### SUPPLIED INFORMATION

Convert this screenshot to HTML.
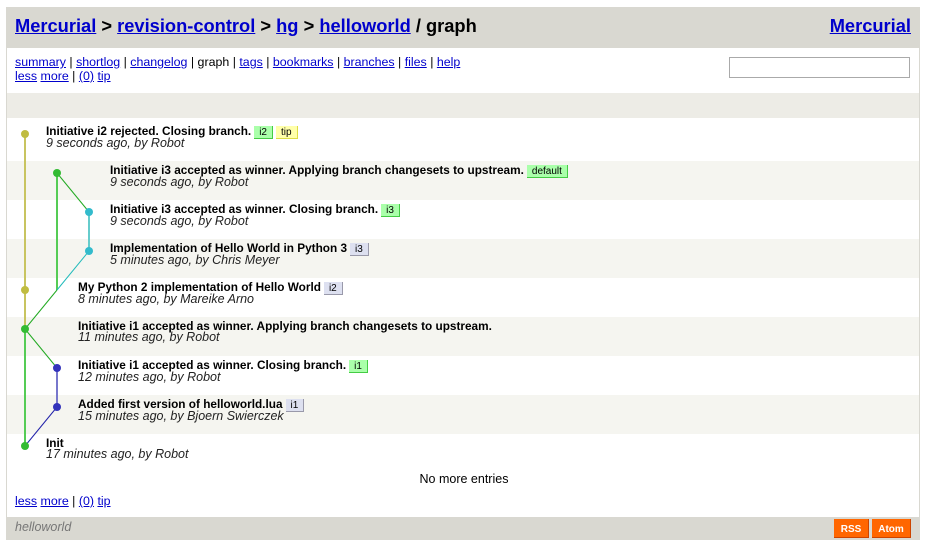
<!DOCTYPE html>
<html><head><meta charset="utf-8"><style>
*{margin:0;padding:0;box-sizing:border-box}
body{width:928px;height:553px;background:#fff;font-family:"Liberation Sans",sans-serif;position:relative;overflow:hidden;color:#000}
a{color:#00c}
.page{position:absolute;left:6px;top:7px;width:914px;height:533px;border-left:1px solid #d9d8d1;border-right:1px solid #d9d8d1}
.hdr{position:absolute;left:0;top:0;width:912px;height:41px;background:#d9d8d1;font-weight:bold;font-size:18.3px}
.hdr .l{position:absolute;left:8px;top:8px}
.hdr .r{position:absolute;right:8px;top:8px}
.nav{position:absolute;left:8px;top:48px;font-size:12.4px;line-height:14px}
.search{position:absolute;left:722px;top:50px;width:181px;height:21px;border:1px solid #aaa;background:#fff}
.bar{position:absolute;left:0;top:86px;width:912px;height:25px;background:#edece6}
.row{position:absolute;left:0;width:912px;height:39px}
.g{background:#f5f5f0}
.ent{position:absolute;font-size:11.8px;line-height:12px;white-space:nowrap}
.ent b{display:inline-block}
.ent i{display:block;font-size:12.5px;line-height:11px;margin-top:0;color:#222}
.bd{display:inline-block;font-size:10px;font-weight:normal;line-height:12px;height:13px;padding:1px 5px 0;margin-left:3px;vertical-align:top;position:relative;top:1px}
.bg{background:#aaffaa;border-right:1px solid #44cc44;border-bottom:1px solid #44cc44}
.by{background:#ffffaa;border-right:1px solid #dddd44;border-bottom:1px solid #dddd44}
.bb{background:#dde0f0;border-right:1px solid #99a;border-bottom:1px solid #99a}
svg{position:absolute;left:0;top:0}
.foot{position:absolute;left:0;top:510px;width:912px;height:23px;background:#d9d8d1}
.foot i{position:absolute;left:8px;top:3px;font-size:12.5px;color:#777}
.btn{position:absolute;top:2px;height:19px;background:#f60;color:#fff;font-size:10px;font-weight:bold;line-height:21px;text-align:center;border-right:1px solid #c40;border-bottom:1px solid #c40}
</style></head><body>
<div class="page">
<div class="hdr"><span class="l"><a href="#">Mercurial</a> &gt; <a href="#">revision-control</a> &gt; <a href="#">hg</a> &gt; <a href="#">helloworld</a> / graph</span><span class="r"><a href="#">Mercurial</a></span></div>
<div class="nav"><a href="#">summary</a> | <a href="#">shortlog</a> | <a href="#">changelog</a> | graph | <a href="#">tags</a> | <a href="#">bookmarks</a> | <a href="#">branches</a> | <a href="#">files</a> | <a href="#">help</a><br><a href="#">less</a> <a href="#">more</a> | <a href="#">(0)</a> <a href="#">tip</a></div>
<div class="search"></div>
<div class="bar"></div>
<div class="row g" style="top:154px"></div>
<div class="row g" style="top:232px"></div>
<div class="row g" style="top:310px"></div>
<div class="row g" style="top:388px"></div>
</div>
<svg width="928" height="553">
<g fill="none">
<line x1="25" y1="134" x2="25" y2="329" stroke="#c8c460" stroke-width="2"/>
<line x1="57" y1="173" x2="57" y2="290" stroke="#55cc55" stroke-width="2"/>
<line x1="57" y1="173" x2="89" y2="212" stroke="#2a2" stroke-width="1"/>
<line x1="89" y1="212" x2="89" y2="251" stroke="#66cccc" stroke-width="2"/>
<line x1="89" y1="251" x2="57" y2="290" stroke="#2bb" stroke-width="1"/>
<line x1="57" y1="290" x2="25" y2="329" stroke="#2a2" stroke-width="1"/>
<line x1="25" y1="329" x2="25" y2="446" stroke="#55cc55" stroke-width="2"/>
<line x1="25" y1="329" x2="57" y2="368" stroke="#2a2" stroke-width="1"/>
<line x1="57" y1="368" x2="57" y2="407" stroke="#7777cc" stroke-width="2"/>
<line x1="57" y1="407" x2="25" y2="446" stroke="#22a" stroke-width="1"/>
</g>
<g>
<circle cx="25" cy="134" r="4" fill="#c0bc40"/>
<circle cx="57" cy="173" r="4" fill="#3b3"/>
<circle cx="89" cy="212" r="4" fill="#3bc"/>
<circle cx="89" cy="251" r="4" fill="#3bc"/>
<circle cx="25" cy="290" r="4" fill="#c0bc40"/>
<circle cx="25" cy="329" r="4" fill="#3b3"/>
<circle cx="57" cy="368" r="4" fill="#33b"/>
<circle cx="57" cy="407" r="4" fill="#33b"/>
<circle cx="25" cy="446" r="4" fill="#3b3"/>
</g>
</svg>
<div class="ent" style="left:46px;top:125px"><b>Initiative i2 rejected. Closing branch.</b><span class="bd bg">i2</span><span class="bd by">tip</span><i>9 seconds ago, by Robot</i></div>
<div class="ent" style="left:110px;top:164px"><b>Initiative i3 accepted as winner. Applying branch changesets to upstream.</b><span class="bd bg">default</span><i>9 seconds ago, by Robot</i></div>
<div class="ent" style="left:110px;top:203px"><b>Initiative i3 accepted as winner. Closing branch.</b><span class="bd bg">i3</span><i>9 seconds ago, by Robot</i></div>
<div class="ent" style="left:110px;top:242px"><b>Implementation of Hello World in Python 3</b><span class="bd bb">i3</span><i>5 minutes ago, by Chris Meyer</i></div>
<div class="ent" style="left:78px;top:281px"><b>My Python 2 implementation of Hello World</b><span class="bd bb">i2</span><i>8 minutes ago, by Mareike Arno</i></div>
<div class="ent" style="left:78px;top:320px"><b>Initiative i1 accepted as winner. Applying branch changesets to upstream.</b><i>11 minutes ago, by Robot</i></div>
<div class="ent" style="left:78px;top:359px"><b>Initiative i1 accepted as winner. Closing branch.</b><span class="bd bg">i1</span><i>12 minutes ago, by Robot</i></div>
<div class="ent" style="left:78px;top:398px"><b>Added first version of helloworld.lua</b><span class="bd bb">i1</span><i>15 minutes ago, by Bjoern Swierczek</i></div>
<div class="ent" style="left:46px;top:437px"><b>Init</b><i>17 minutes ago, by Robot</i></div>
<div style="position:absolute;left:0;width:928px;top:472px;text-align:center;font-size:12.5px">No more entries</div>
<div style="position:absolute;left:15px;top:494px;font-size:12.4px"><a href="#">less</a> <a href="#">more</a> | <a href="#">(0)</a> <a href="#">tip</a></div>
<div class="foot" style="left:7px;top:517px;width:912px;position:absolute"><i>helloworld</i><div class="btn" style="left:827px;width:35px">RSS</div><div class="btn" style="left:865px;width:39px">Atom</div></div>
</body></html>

### WRITTEN EXERCISE
Return each line exactly as written. Any picture gets left out.

### SOLUTION
Convert this screenshot to HTML.
<!DOCTYPE html>
<html><head><meta charset="utf-8"><style>
*{margin:0;padding:0;box-sizing:border-box}
body{width:928px;height:553px;background:#fff;font-family:"Liberation Sans",sans-serif;position:relative;overflow:hidden;color:#000}
a{color:#00c}
.page{position:absolute;left:6px;top:7px;width:914px;height:533px;border-left:1px solid #d9d8d1;border-right:1px solid #d9d8d1}
.hdr{position:absolute;left:0;top:0;width:912px;height:41px;background:#d9d8d1;font-weight:bold;font-size:18.3px}
.hdr .l{position:absolute;left:8px;top:8px}
.hdr .r{position:absolute;right:8px;top:8px}
.nav{position:absolute;left:8px;top:48px;font-size:12.4px;line-height:14px}
.search{position:absolute;left:722px;top:50px;width:181px;height:21px;border:1px solid #aaa;background:#fff}
.bar{position:absolute;left:0;top:86px;width:912px;height:25px;background:#edece6}
.row{position:absolute;left:0;width:912px;height:39px}
.g{background:#f5f5f0}
.ent{position:absolute;font-size:11.8px;line-height:12px;white-space:nowrap}
.ent b{display:inline-block}
.ent i{display:block;font-size:12.5px;line-height:11px;margin-top:0;color:#222}
.bd{display:inline-block;font-size:10px;font-weight:normal;line-height:12px;height:13px;padding:1px 5px 0;margin-left:3px;vertical-align:top;position:relative;top:1px}
.bg{background:#aaffaa;border-right:1px solid #44cc44;border-bottom:1px solid #44cc44}
.by{background:#ffffaa;border-right:1px solid #dddd44;border-bottom:1px solid #dddd44}
.bb{background:#dde0f0;border-right:1px solid #99a;border-bottom:1px solid #99a}
svg{position:absolute;left:0;top:0}
.foot{position:absolute;left:0;top:510px;width:912px;height:23px;background:#d9d8d1}
.foot i{position:absolute;left:8px;top:3px;font-size:12.5px;color:#777}
.btn{position:absolute;top:2px;height:19px;background:#f60;color:#fff;font-size:10px;font-weight:bold;line-height:21px;text-align:center;border-right:1px solid #c40;border-bottom:1px solid #c40}
</style></head><body>
<div class="page">
<div class="hdr"><span class="l"><a href="#">Mercurial</a> &gt; <a href="#">revision-control</a> &gt; <a href="#">hg</a> &gt; <a href="#">helloworld</a> / graph</span><span class="r"><a href="#">Mercurial</a></span></div>
<div class="nav"><a href="#">summary</a> | <a href="#">shortlog</a> | <a href="#">changelog</a> | graph | <a href="#">tags</a> | <a href="#">bookmarks</a> | <a href="#">branches</a> | <a href="#">files</a> | <a href="#">help</a><br><a href="#">less</a> <a href="#">more</a> | <a href="#">(0)</a> <a href="#">tip</a></div>
<div class="search"></div>
<div class="bar"></div>
<div class="row g" style="top:154px"></div>
<div class="row g" style="top:232px"></div>
<div class="row g" style="top:310px"></div>
<div class="row g" style="top:388px"></div>
</div>
<svg width="928" height="553">
<g fill="none">
<line x1="25" y1="134" x2="25" y2="329" stroke="#c8c460" stroke-width="2"/>
<line x1="57" y1="173" x2="57" y2="290" stroke="#55cc55" stroke-width="2"/>
<line x1="57" y1="173" x2="89" y2="212" stroke="#2a2" stroke-width="1"/>
<line x1="89" y1="212" x2="89" y2="251" stroke="#66cccc" stroke-width="2"/>
<line x1="89" y1="251" x2="57" y2="290" stroke="#2bb" stroke-width="1"/>
<line x1="57" y1="290" x2="25" y2="329" stroke="#2a2" stroke-width="1"/>
<line x1="25" y1="329" x2="25" y2="446" stroke="#55cc55" stroke-width="2"/>
<line x1="25" y1="329" x2="57" y2="368" stroke="#2a2" stroke-width="1"/>
<line x1="57" y1="368" x2="57" y2="407" stroke="#7777cc" stroke-width="2"/>
<line x1="57" y1="407" x2="25" y2="446" stroke="#22a" stroke-width="1"/>
</g>
<g>
<circle cx="25" cy="134" r="4" fill="#c0bc40"/>
<circle cx="57" cy="173" r="4" fill="#3b3"/>
<circle cx="89" cy="212" r="4" fill="#3bc"/>
<circle cx="89" cy="251" r="4" fill="#3bc"/>
<circle cx="25" cy="290" r="4" fill="#c0bc40"/>
<circle cx="25" cy="329" r="4" fill="#3b3"/>
<circle cx="57" cy="368" r="4" fill="#33b"/>
<circle cx="57" cy="407" r="4" fill="#33b"/>
<circle cx="25" cy="446" r="4" fill="#3b3"/>
</g>
</svg>
<div class="ent" style="left:46px;top:125px"><b>Initiative i2 rejected. Closing branch.</b><span class="bd bg">i2</span><span class="bd by">tip</span><i>9 seconds ago, by Robot</i></div>
<div class="ent" style="left:110px;top:164px"><b>Initiative i3 accepted as winner. Applying branch changesets to upstream.</b><span class="bd bg">default</span><i>9 seconds ago, by Robot</i></div>
<div class="ent" style="left:110px;top:203px"><b>Initiative i3 accepted as winner. Closing branch.</b><span class="bd bg">i3</span><i>9 seconds ago, by Robot</i></div>
<div class="ent" style="left:110px;top:242px"><b>Implementation of Hello World in Python 3</b><span class="bd bb">i3</span><i>5 minutes ago, by Chris Meyer</i></div>
<div class="ent" style="left:78px;top:281px"><b>My Python 2 implementation of Hello World</b><span class="bd bb">i2</span><i>8 minutes ago, by Mareike Arno</i></div>
<div class="ent" style="left:78px;top:320px"><b>Initiative i1 accepted as winner. Applying branch changesets to upstream.</b><i>11 minutes ago, by Robot</i></div>
<div class="ent" style="left:78px;top:359px"><b>Initiative i1 accepted as winner. Closing branch.</b><span class="bd bg">i1</span><i>12 minutes ago, by Robot</i></div>
<div class="ent" style="left:78px;top:398px"><b>Added first version of helloworld.lua</b><span class="bd bb">i1</span><i>15 minutes ago, by Bjoern Swierczek</i></div>
<div class="ent" style="left:46px;top:437px"><b>Init</b><i>17 minutes ago, by Robot</i></div>
<div style="position:absolute;left:0;width:928px;top:472px;text-align:center;font-size:12.5px">No more entries</div>
<div style="position:absolute;left:15px;top:494px;font-size:12.4px"><a href="#">less</a> <a href="#">more</a> | <a href="#">(0)</a> <a href="#">tip</a></div>
<div class="foot" style="left:7px;top:517px;width:912px;position:absolute"><i>helloworld</i><div class="btn" style="left:827px;width:35px">RSS</div><div class="btn" style="left:865px;width:39px">Atom</div></div>
</body></html>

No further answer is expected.